É no poema “Vou-me embora pra Pasárgada” que Bandeira canta a libertinagem com efusão de alegria, saindo do mundo infortúnio real e concreto para entrar no imaginário impossível. Pasárgada o lugar perfeito para se viver”Em Pasárgada tem tudo” “É outra civilização” civilização criada para curar o mal solidão feita para que deseja a felicidade. Bandeira foi tão feliz em Pasárgada com a mulher que quis sendo amigo do rei e ouvindo histórias de Rosa sua irmã. Em Pasárgada Bandeira fugiu da doença que o mastigava a morte, esqueceu nos braços da mulher que quis e na cama que escolheu a solidão.

“E como farei ginástica

Andarei de bicicleta

Montarei em burro brabo

Subirei em pau-de-sebo

Tomarei banhos de mar

E quando estiver cansado

Deito na beira do rio

Mando chamar a mãe-d’ água

Pra me contar as histórias

Que no tempo de eu menino

Rosa vinha me contar

Vou-me embora pra Pasárgada.”

(Vou-me embora pra Pasárgada)

Em Cinzas das horas, Carnaval e O ritmo dissoluto Manuel Bandeira manifestou saudades de seu avô, avó, irmã e mãe em libertinagem surge o poema ressaltando o pai. Em “poemas de finados” ele escreve como se tivesse falando ao pai o quanto sofreu nesta vida por isso é ele quem merece as orações e não o pai. Ele próprio se diz está morto, se diz está precisando das orações mais que seu próprio pai morto que já sofreu tudo que tinha de sofrer, ele tinha mais precisão deixando apenas as flores na sepultura do pai diante a sua já formada.
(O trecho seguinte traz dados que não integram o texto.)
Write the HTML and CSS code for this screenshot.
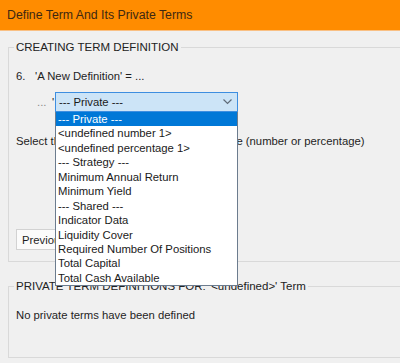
FILE: index.html
```html
<!DOCTYPE html>
<html>
<head>
<meta charset="utf-8">
<link rel="stylesheet" href="styles.css">
</head>
<body>
<div class="titlebar">Define Term And Its Private Terms</div>
<fieldset class="group first">
  <legend>CREATING TERM DEFINITION</legend>
  <div class="row def"><span class="num">6.</span><span>'A New Definition' = ...</span></div>
  <div class="row selrow">
    <span class="dots">...</span><span class="quote">'</span>
    <div class="combo">
      <div class="combo-box">
        <span>--- Private ---</span>
        <svg class="chev" width="9" height="6" viewBox="0 0 9 6"><polyline points="0.5,0.5 4.5,4.5 8.5,0.5" fill="none" stroke="#5f6b78" stroke-width="1.2"/></svg>
      </div>
      <ul class="list">
        <li class="sel">--- Private ---</li>
        <li>&lt;undefined number 1&gt;</li>
        <li>&lt;undefined percentage 1&gt;</li>
        <li>--- Strategy ---</li>
        <li>Minimum Annual Return</li>
        <li>Minimum Yield</li>
        <li>--- Shared ---</li>
        <li>Indicator Data</li>
        <li>Liquidity Cover</li>
        <li>Required Number Of Positions</li>
        <li>Total Capital</li>
        <li>Total Cash Available</li>
      </ul>
    </div>
  </div>
  <div class="row prompt">Select the type for the new private term value (number or percentage)</div>
  <div class="row btnrow"><button class="btn">Previous</button></div>
</fieldset>
<fieldset class="group second">
  <legend>PRIVATE TERM DEFINITIONS FOR: '&lt;undefined&gt;' Term</legend>
  <div class="row none">No private terms have been defined</div>
</fieldset>
</body>
</html>
```
FILE: styles.css
```css
html, body {
  margin: 0;
  padding: 0;
  overflow: hidden;
  background: #f0f0f0;
}
body {
  font-family: "Liberation Sans", Arial, sans-serif;
  font-size: 11.3px;
  color: #1e1e1e;
  width: 400px;
  height: 363px;
}
.titlebar {
  height: 30px;
  line-height: 30px;
  background: #ff8c00;
  color: #3d2812;
  font-size: 12.3px;
  padding-left: 7px;
  border-bottom: 1px solid #f9c084;
}
.group {
  margin: 0 0 0 8px;
  padding: 0 0 0 7px;
  border: 1px solid #d9d9d9;
  width: 420px;
  min-width: 0;
  box-sizing: border-box;
}
.group legend {
  padding: 0 2px;
  margin-left: -2px;
  font-size: 11.5px;
  line-height: 14px;
  height: 14px;
  color: #222;
}
.first {
  margin-top: 9px;
  padding-bottom: 11px;
}
.second {
  margin-top: 17px;
  padding-bottom: 35px;
}
.row {
  line-height: 14px;
}
.def {
  margin-top: 15px;
  display: flex;
}
.num {
  width: 19px;
}
.selrow {
  margin-top: 9px;
  display: flex;
  align-items: center;
  height: 20px;
}
.dots {
  margin-left: 21px;
  color: #8a8a8a;
  width: 15px;
}
.quote {
  width: 3px;
}
.combo {
  position: relative;
  width: 183px;
}
.combo-box {
  height: 20px;
  box-sizing: border-box;
  border: 1px solid #3d8ee0;
  background: #cce4f7;
  display: flex;
  align-items: center;
  justify-content: space-between;
  padding: 0 5px 0 3px;
  color: #1a1a1a;
}
.chev {
  display: block;
}
.list {
  position: absolute;
  top: 100%;
  left: 0;
  width: 183px;
  box-sizing: border-box;
  margin: 0;
  padding: 0;
  list-style: none;
  background: #fff;
  border: 1px solid #6c7c8e;
  border-top: none;
  z-index: 10;
}
.list li {
  height: 14.45px;
  line-height: 14.45px;
  padding-left: 2px;
  white-space: nowrap;
  color: #1a1a1a;
}
.list li.sel {
  background: #0078d7;
  color: #fff;
}
.prompt {
  margin-top: 22px;
  white-space: nowrap;
}
.btnrow {
  margin-top: 81px;
  display: flex;
}
.btn {
  height: 21px;
  box-sizing: border-box;
  border: 1px solid #d2d2d2;
  background: #fbfbfb;
  font-family: inherit;
  font-size: 11.3px;
  color: #1e1e1e;
  padding: 0 5px;
  width: 62px;
  text-align: left;
}
.none {
  margin-top: 15px;
}
```
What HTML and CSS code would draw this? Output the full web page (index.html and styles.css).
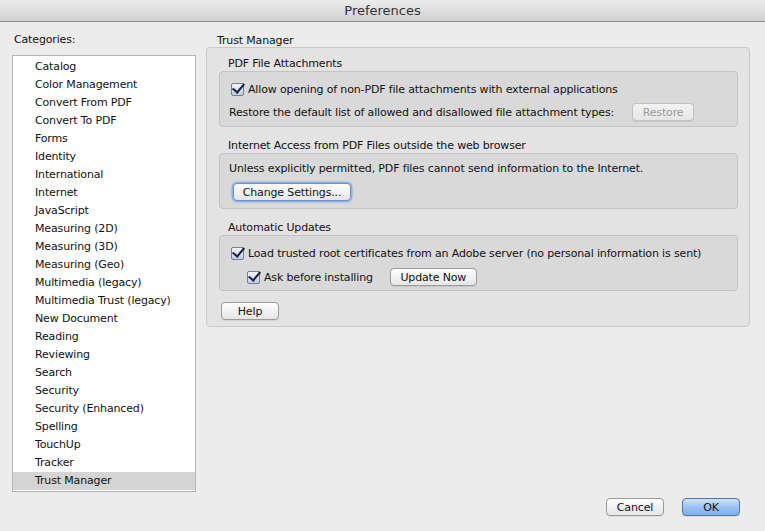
FILE: index.html
```html
<!DOCTYPE html>
<html lang="en">
<head>
    <meta charset="UTF-8">
    <title>Preferences</title>
    <link rel="stylesheet" href="styles.css">
</head>
<body>
    <div class="window">
        <div class="titlebar">Preferences</div>

        <div class="main">
            <div class="sidebar">
                <div class="side-label">Categories:</div>
                <ul class="cat-list">
                    <li>Catalog</li>
                    <li>Color Management</li>
                    <li>Convert From PDF</li>
                    <li>Convert To PDF</li>
                    <li>Forms</li>
                    <li>Identity</li>
                    <li>International</li>
                    <li>Internet</li>
                    <li>JavaScript</li>
                    <li>Measuring (2D)</li>
                    <li>Measuring (3D)</li>
                    <li>Measuring (Geo)</li>
                    <li>Multimedia (legacy)</li>
                    <li>Multimedia Trust (legacy)</li>
                    <li>New Document</li>
                    <li>Reading</li>
                    <li>Reviewing</li>
                    <li>Search</li>
                    <li>Security</li>
                    <li>Security (Enhanced)</li>
                    <li>Spelling</li>
                    <li>TouchUp</li>
                    <li>Tracker</li>
                    <li class="selected">Trust Manager</li>
                </ul>
            </div>

            <div class="panel">
                <div class="panel-label">Trust Manager</div>
                <div class="group">
                    <div class="sub-label">PDF File Attachments</div>
                    <div class="box">
                        <label class="check-row">
                            <span class="check"></span>
                            Allow opening of non-PDF file attachments with external applications
                        </label>
                        <div class="row">
                            <span>Restore the default list of allowed and disallowed file attachment types:</span>
                            <button class="btn disabled restore">Restore</button>
                        </div>
                    </div>

                    <div class="sub-label">Internet Access from PDF Files outside the web browser</div>
                    <div class="box">
                        <div class="text-row">Unless explicitly permitted, PDF files cannot send information to the Internet.</div>
                        <button class="btn focused change">Change Settings...</button>
                    </div>

                    <div class="sub-label">Automatic Updates</div>
                    <div class="box last">
                        <label class="check-row">
                            <span class="check"></span>
                            Load trusted root certificates from an Adobe server (no personal information is sent)
                        </label>
                        <div class="row indent">
                            <label class="check-row inline">
                                <span class="check"></span>
                                Ask before installing
                            </label>
                            <button class="btn update">Update Now</button>
                        </div>
                    </div>

                    <button class="btn help">Help</button>
                </div>
            </div>
        </div>

        <div class="footer">
            <button class="btn cancel">Cancel</button>
            <button class="btn default ok">OK</button>
        </div>
    </div>
</body>
</html>
```

FILE: styles.css
```css
* {
    margin: 0;
    padding: 0;
    box-sizing: border-box;
}

body {
    font-family: 'DejaVu Sans', 'Liberation Sans', sans-serif;
    font-size: 11px;
    letter-spacing: -0.15px;
    color: #111;
    background: #ececec;
}

.window {
    width: 765px;
    height: 531px;
    background: #ececec;
    display: flex;
    flex-direction: column;
    white-space: nowrap;
}

/* Заголовок окна */
.titlebar {
    height: 22px;
    line-height: 21px;
    text-align: center;
    font-size: 13px;
    letter-spacing: 0;
    color: #333;
    background: linear-gradient(#ececec, #d0d0d0);
    border-bottom: 1px solid #8e8e8e;
}

.main {
    display: flex;
    flex: 1;
}

/* Список категорий */
.sidebar {
    width: 206px;
    padding: 11px 0 0 12px;
}

.side-label {
    padding-left: 2px;
    height: 22px;
    line-height: 14px;
}

.cat-list {
    list-style: none;
    width: 184px;
    height: 437px;
    background: #fff;
    border: 1px solid #b5b5b5;
    padding-top: 2px;
}

.cat-list li {
    height: 18px;
    line-height: 18px;
    padding-left: 22px;
}

.cat-list li.selected {
    background: #d4d4d4;
}

/* Правая панель */
.panel {
    width: 544px;
    padding-top: 12px;
}

.panel-label {
    padding-left: 11px;
    height: 13px;
    line-height: 13px;
}

.group {
    background: #e3e3e3;
    border: 1px solid #c9c9c9;
    border-radius: 4px;
    padding: 9px 11px 6px 12px;
    height: 280px;
}

.sub-label {
    padding-left: 9px;
    height: 14px;
    line-height: 14px;
}

.box {
    background: #d9d9d9;
    border: 1px solid #c3c3c3;
    border-radius: 4px;
    height: 56px;
    padding: 6px 0 0 11px;
    margin-bottom: 12px;
}

.box.last {
    margin-bottom: 11px;
}

.check-row {
    display: flex;
    align-items: center;
    gap: 4px;
    height: 22px;
}

.check-row.inline {
    display: inline-flex;
}

.check {
    width: 13px;
    height: 13px;
    border: 1px solid #7c7c8c;
    border-radius: 2px;
    background: linear-gradient(#f4f7fc, #b9cbe8);
    position: relative;
}

.check::after {
    content: '';
    position: absolute;
    left: 3px;
    top: -3px;
    width: 5px;
    height: 10px;
    border-right: 2.5px solid #1a1f3a;
    border-bottom: 2.5px solid #1a1f3a;
    transform: rotate(40deg);
}

.row {
    display: flex;
    align-items: center;
    height: 22px;
    margin-top: 1px;
    margin-left: -2px;
}

.row.indent {
    margin-left: 16px;
    height: 24px;
}

.text-row {
    height: 18px;
    line-height: 18px;
    margin-left: -2px;
    margin-bottom: 5px;
}

/* Кнопки */
.btn {
    font-family: inherit;
    font-size: 11px;
    letter-spacing: -0.15px;
    color: #111;
    height: 18px;
    border: 1px solid #9a9a9a;
    border-radius: 4px;
    background: linear-gradient(#ffffff, #f1f1f1 50%, #e6e6e6);
    box-shadow: 0 1px 0 rgba(0, 0, 0, 0.08);
}

.btn.disabled {
    color: #9a9a9a;
    border-color: #c0c0c0;
    background: linear-gradient(#f3f3f3, #e6e6e6);
}

.btn.focused {
    border-color: #6d8fc4;
    box-shadow: 0 0 0 1.5px #8fb2e8;
}

.btn.default {
    border-color: #5073a8;
    background: linear-gradient(#cde2fb, #9cc3f2 50%, #7fb0ee);
}

.restore {
    width: 62px;
    margin-left: 18px;
}

.change {
    width: 118px;
    margin-left: 2px;
}

.update {
    width: 87px;
    margin-left: 17px;
}

.help {
    width: 58px;
    margin-left: 2px;
}

/* Нижние кнопки */
.footer {
    display: flex;
    justify-content: flex-end;
    gap: 18px;
    padding: 0 25px 15px 0;
}

.cancel,
.ok {
    width: 58px;
}
```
“Amanhã que é dia dos mortos

Vai ao cemitério. Vai

E procura entre as sepulturas

A sepultura de meu pai.

Leva três rosas bem bonitas

Ajoelha e reza uma oração

Não pelo pai, mas pelo filho:

O filho tem mais precisão.”

(Poema de finados)

“Assim eu queria meu ultimo poema” o ultimo poema de libertinagem saiu como Bandeira queria o ultimo poema seu cheio de simplicidade, seco e por acaso num momento de inspiração qualquer, com a beleza desvirginada, repleto de pureza e loucura inexplicável.

“Que fosse terno dizendo as coisas mais simples e menos

[intencionais

Que fosse ardente como um soluço sem lágrimas.”